Charge Transport Properties of Hybrid Nanocomposites Based on Colloidal PbSe Quantum Dots in Poly(2-methoxy,5-(2'-ethylhexyloxy)-P-Phenylenevinylene (MEH-PPV) Matrix.

The synthesis of PbSe nanoparticles were carried out by colloidal route using lead acetate as starting material with Oleic acid/TOP as capping agents at the optimized growth temperature. The phase and surface analysis of oleic acid/TOP capped PbSe nanocrystallites were studied in detail in this article.
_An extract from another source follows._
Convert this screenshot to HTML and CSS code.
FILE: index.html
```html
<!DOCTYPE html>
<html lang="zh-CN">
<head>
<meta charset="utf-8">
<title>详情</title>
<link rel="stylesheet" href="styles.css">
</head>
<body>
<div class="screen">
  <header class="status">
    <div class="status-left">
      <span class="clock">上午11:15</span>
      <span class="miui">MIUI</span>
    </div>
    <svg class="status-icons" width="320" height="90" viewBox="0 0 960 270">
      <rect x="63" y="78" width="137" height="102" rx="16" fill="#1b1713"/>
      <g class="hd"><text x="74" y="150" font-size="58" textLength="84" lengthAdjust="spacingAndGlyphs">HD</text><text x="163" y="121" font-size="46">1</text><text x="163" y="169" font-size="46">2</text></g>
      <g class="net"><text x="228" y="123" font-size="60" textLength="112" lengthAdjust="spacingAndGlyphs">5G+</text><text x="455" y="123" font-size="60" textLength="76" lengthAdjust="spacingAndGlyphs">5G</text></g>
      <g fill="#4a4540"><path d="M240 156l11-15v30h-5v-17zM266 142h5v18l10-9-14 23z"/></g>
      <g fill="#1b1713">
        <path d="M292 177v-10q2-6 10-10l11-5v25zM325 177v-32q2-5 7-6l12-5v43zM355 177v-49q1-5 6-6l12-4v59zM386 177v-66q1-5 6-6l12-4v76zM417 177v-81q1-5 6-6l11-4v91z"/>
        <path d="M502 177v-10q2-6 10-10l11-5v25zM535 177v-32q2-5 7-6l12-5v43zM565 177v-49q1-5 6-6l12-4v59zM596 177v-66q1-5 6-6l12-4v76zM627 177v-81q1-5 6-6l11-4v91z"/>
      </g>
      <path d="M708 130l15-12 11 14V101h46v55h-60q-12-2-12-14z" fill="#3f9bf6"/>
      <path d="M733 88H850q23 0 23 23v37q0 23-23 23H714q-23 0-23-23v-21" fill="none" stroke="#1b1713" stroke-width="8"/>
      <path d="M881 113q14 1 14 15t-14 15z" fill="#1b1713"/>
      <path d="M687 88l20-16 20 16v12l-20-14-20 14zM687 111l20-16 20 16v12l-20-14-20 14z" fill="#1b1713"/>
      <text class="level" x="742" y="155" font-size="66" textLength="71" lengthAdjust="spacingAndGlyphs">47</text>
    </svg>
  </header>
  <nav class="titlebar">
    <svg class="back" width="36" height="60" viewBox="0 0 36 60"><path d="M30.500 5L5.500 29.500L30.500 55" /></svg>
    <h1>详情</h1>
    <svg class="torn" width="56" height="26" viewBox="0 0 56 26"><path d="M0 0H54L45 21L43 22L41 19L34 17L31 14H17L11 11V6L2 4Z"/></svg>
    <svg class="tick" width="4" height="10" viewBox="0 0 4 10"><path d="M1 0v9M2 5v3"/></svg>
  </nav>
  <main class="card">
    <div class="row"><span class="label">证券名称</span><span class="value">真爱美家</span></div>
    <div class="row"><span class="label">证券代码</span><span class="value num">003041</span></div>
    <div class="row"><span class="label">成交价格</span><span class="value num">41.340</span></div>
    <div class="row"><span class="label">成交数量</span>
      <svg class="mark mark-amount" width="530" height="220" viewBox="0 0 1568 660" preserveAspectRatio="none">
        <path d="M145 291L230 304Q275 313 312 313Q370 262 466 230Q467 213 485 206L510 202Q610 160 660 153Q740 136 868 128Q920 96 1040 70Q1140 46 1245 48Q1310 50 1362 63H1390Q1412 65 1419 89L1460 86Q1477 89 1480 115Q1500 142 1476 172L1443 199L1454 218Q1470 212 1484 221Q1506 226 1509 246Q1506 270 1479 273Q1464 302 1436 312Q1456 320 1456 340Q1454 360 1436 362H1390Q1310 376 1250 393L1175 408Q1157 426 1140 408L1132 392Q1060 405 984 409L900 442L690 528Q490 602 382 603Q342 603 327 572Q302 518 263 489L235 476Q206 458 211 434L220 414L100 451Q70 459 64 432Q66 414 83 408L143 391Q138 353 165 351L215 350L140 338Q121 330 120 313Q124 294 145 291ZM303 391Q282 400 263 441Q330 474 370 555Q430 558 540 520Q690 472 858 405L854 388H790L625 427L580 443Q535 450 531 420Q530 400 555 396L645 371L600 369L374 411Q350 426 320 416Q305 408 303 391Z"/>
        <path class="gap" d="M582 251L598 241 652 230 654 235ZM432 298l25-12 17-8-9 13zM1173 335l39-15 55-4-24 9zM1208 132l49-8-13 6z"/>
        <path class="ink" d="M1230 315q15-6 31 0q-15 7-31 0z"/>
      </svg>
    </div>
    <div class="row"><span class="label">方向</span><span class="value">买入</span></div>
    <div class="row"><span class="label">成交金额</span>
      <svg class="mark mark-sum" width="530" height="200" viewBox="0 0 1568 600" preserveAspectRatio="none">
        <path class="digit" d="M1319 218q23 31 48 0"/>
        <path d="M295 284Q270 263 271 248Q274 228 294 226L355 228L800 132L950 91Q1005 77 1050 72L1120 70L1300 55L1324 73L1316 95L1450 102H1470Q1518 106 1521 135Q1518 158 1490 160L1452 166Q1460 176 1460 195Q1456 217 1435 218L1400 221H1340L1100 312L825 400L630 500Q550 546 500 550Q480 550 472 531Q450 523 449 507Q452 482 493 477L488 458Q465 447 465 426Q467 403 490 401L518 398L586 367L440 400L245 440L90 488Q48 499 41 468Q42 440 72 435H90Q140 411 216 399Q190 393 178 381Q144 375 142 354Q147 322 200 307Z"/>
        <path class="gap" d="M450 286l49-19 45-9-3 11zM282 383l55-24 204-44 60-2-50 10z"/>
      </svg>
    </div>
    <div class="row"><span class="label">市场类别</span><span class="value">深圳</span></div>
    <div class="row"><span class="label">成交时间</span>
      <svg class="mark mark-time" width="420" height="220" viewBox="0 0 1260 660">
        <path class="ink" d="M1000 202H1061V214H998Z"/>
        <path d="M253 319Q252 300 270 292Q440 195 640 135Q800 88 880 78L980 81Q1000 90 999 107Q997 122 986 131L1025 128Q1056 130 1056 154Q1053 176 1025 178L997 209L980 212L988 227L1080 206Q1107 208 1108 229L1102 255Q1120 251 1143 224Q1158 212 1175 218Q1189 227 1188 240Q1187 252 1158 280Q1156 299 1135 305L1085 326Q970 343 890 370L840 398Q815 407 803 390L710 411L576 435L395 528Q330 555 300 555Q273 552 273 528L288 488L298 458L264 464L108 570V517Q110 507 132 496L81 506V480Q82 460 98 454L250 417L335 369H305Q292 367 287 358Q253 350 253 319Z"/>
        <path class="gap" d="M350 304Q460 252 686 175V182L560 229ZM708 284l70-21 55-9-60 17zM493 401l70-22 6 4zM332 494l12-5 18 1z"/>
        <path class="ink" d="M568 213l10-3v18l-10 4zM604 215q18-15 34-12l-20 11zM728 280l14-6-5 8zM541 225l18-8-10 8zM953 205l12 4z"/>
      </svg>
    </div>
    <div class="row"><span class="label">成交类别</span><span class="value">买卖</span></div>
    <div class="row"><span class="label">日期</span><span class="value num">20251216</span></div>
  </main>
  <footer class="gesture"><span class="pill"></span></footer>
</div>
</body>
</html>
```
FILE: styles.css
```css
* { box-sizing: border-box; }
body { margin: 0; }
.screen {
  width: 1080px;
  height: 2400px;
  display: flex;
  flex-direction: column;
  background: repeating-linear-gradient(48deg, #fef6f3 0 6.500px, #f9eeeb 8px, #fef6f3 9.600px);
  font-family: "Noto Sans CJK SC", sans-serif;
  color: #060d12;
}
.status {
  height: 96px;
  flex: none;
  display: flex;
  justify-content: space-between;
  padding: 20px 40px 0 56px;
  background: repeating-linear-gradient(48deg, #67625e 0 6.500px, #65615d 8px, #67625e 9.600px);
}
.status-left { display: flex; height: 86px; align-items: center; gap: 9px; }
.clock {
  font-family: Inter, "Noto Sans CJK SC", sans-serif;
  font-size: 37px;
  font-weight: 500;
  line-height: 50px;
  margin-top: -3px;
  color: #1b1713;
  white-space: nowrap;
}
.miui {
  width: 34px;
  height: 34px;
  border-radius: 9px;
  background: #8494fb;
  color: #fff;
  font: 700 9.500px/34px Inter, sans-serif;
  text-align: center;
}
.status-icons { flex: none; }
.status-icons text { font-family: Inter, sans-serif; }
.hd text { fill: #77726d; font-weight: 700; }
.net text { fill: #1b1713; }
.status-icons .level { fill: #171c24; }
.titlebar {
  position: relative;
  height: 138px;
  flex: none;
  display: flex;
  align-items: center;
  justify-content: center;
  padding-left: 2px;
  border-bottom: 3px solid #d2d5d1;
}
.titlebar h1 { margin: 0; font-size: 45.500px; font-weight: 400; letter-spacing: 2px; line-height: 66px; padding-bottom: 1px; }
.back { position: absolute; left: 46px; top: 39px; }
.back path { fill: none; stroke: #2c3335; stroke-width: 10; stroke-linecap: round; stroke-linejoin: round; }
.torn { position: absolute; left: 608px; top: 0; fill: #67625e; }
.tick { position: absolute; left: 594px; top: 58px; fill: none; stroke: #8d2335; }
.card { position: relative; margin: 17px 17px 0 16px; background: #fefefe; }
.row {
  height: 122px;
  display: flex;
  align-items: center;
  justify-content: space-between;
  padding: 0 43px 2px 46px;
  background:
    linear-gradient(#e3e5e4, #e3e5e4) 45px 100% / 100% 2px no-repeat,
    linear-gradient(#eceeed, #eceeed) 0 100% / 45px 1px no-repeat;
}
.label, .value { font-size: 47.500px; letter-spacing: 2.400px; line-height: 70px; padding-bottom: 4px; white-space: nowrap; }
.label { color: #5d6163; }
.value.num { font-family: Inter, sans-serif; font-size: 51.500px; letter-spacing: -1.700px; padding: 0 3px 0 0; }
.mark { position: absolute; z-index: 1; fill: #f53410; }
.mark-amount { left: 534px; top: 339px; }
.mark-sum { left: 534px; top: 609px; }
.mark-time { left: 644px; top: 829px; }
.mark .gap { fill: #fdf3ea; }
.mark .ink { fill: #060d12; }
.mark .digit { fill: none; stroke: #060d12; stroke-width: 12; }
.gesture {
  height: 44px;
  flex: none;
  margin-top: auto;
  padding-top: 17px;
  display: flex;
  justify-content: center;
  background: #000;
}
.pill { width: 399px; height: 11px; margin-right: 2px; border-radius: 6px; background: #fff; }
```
Current-voltage characteristics of pristine and lead selenide quantum dots (PbSe QDs) incorporated in poly(2-methoxy,5-(2'-ethylhexyloxy)-p-phenylenevinylene (MEH-PPV) thin films have been studied at different temperatures (306-125 K) in hole only device configuration, i.e., ITO/poly(ethylene-dioxythiophene):oolystyrenesulphonate (PEDOT:PSS)/MEH-PPV/Au and ITO/PEDOT:PSS/MEH-PPV:PbSe/Au. It has been found that the presence of PbSe QDs in MEH-PPV results in the modulation of the charge transport mechanism from dual conduction mechanism, i.e., trap and mobility model to only trap model. It signifies that the traps are becoming shallower due to reduction in trap density from 2 x 10(17) to 1.2 x 10(17) cm(-3) as well as trap energy reduces from 74 meV to 62 meV on the incorporation of PbSe QDs.